Cape Town - Couples living in wealthy city suburbs have the lowest rate of first time default on credit repayments among consumers with debt in the country, according to the latest Experian Consumer Default Index (CDI).
According to the index findings, these couples are mature, well-educated and living in free-standing, high-value, established homes. Their rate of first-time default has improved from 1.95% in January 2017 to 1.81% in January 2018.
The latest index shows that first time credit defaults among SA consumers amounted to a total of R11.95bn between November 2017 and January 2018. About 13.9 million consumers in the country have credit card, personal loan, vehicle loan and/or home loan debt. The total outstanding consumer debt is estimated at R1.51trn.
The Experian Consumer Default index tracks the marginal default rate by measuring the sum of first-time defaulted balances as a percentage of the total sum of balances outstanding.
The CDI improved from the 3.27% in January 2017 to 3.19% in January 2018, reflecting a year-on-year improvement in the rate of first-time defaulting debt balances. However, the index experienced a marginal increase over the 3.15% recorded for December 2017.
Year-on-year improvements were found across personal loans, credit cards and home loans. However, vehicle finance continued to experience increased first time default, declining from 2.67% in January 2017 to 3.29% in January 2018.
The category entitled "impoverished grant reliants" recorded the most significant year-on-year improvements with a CDI of 4.27% in January 2018 from 5.56% in January 2017. This group is categorised as families living rent-free in informal dwellings with children who rely on government grants.

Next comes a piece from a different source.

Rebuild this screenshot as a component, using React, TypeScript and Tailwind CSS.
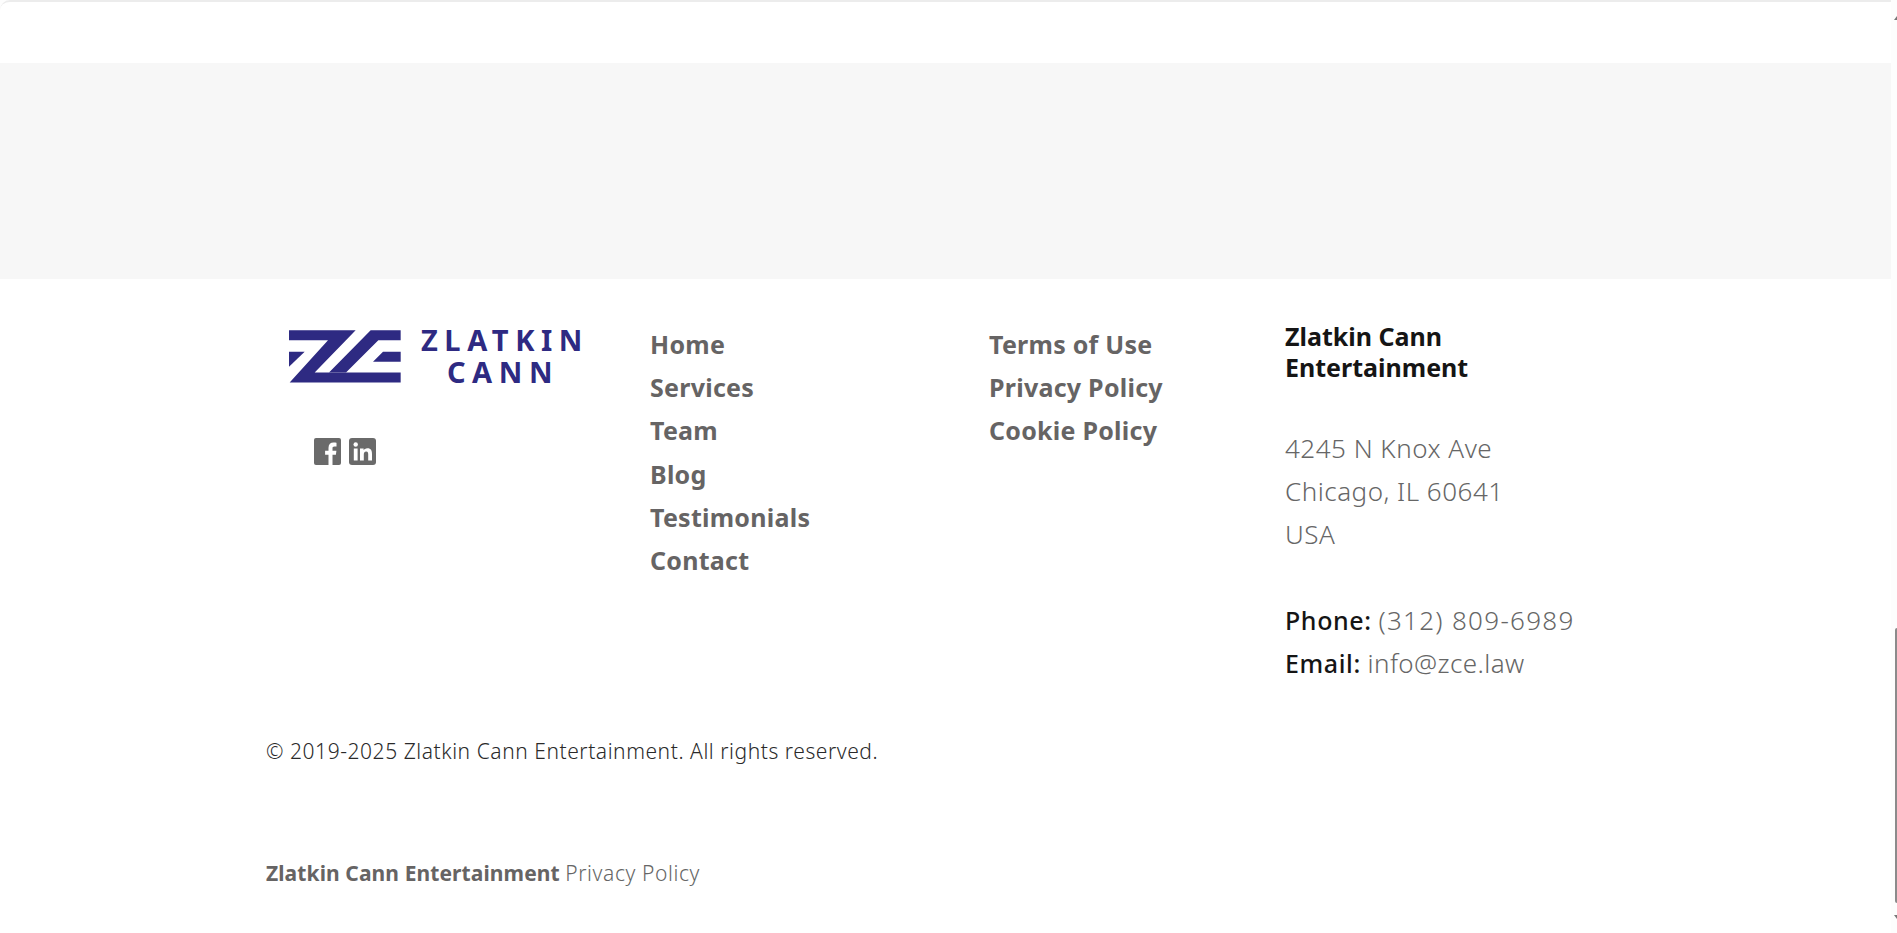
const sans = "font-['Noto_Sans',sans-serif]";

function LogoMark() {
  return (
    <svg width="112" height="53" viewBox="58 60 336 158" className="shrink-0">
      <g fill="#2e2a82">
        <polygon points="58,60 258,60 135,187 393,187 393,217 60,217 175,90 58,90" />
        <polygon points="303,60 393,60 393,90 326,90 229,187 178,187" />
        <polygon points="340,125 393,125 393,155 310,155" />
        <polygon points="58,125 105,125 58,170" />
      </g>
    </svg>
  );
}

function Facebook() {
  return (
    <svg width="27" height="27" viewBox="0 0 27 27">
      <rect width="27" height="27" rx="2" fill="#6a6a6a" />
      <path d="M18.500 27V16.800h3.400l.5-4h-3.900v-2.500c0-1.200.3-1.900 2-1.900h2V4.800c-.4 0-1.600-.2-3-.2-3 0-5 1.800-5 5.200v3h-3.400v4h3.400V27z" fill="#fff" />
    </svg>
  );
}

function Linkedin() {
  return (
    <svg width="27" height="27" viewBox="0 0 27 27">
      <rect width="27" height="27" rx="3" fill="#6a6a6a" />
      <circle cx="6.700" cy="6.500" r="2.200" fill="#fff" />
      <rect x="4.800" y="10.500" width="3.800" height="12" fill="#fff" />
      <path d="M11 10.500h3.600v1.700c.6-1 1.900-2 3.800-2 3.700 0 4.600 2.400 4.600 5.700v6.600h-3.800v-5.900c0-1.500-.1-3.200-2-3.200s-2.400 1.500-2.400 3.100v6H11z" fill="#fff" />
    </svg>
  );
}

const nav1 = ["Home", "Services", "Team", "Blog", "Testimonials", "Contact"];
const nav2 = ["Terms of Use", "Privacy Policy", "Cookie Policy"];

function NavList({ items }: { items: string[] }) {
  return (
    <ul className="flex flex-col">
      {items.map((t) => (
        <li key={t} className="h-[43.200px] text-[25px] leading-[43.200px] font-bold tracking-[0.250px] text-[#666464] whitespace-nowrap">
          {t}
        </li>
      ))}
    </ul>
  );
}

export default function App() {
  return (
    <div className={`${sans} h-[933px] overflow-hidden bg-[#fdfdfd] flex`}>
      <div className="flex-1 min-w-0 bg-white rounded-tl-[10px] border-t-2 border-[#ececec] h-[933px] flex flex-col">
        <div className="h-[61px] shrink-0" />
        <div className="h-[216px] shrink-0 bg-[#f7f7f7]" />
        <footer className="flex-1 flex flex-col pl-[266px]">
          <div className="flex h-[458px] pt-[44px]">
            <div className="w-[384px] pl-[23px] pt-[7px]">
              <div className="flex gap-[19px]">
                <LogoMark />
                <div className="text-[#2e2a82] font-bold text-[29px] leading-[32px] tracking-[6.600px] text-center w-[170px] -mt-[6px] whitespace-nowrap">
                  <div>ZLATKIN</div>
                  <div className="pr-[4px]">CANN</div>
                </div>
              </div>
              <div className="flex gap-[8px] mt-[50px] ml-[25px]">
                <Facebook />
                <Linkedin />
              </div>
            </div>
            <div className="w-[339px]">
              <NavList items={nav1} />
            </div>
            <div className="w-[296px]">
              <NavList items={nav2} />
            </div>
            <div className="w-[340px] -mt-[2.500px]">
              <h3 className="text-[25px] leading-[31.500px] font-bold text-[#151515]">
                Zlatkin Cann
                <br />
                Entertainment
              </h3>
              <div className="mt-[43px] text-[26px] leading-[43.200px] font-light tracking-[0.500px] text-[#666666]">
                <div>4245 N Knox Ave</div>
                <div>Chicago, IL 60641</div>
                <div>USA</div>
              </div>
              <div className="mt-[43px] text-[26px] leading-[43.200px] font-light text-[#666666]">
                <div>
                  <span className="font-medium text-[25px] tracking-[0.600px] text-[#151515]">Phone:</span>{" "}
                  <span className="tracking-[1.300px]">(312) 809-6989</span>
                </div>
                <div>
                  <span className="font-medium text-[25px] tracking-[0.600px] text-[#151515]">Email:</span>{" "}
                  <span className="tracking-[0.400px]">info@zce.law</span>
                </div>
              </div>
            </div>
          </div>
          <p className="text-[21px] leading-[28px] tracking-[0.550px] text-[#2a2a2a] font-light">
            © 2019-2025 Zlatkin Cann Entertainment. All rights reserved.
          </p>
          <p className="mt-[93px] text-[21px] leading-[30px] font-light text-[#666666]">
            <span className="font-bold tracking-[0.100px] text-[#666464]">Zlatkin Cann Entertainment</span>{" "}
            <span className="tracking-[0.600px]">Privacy Policy</span>
          </p>
        </footer>
      </div>
      <div className="w-[6px] shrink-0 bg-[#fdfdfd] flex flex-col items-end">
        <div className="h-[16px]" />
        <svg width="3" height="4" viewBox="0 0 3 4">
          <polygon points="3,0 3,4 0,4" fill="#777777" />
        </svg>
        <div className="h-[608px]" />
        <div className="w-[2px] h-[275px] bg-[#8b8b8b] rounded-l-[2px]" />
        <div className="h-[12px]" />
        <svg width="3" height="4" viewBox="0 0 3 4">
          <polygon points="0,0 3,0 3,4" fill="#777777" />
        </svg>
      </div>
    </div>
  );
}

The overall worst performing segment was "coastal low-wage households", which recorded a CDI of 7.13% in January 2018. This group is categorised by large, young households with a high unemployment rate, living in low-value coastal township properties.
Mixed-age families on minimum wages, living in small informal dwellings in the rural areas of the Northern Cape and the Free State recorded the worst year-on-year deterioration, moving from 5.52% in January 2017 to 6.52% in January 2018.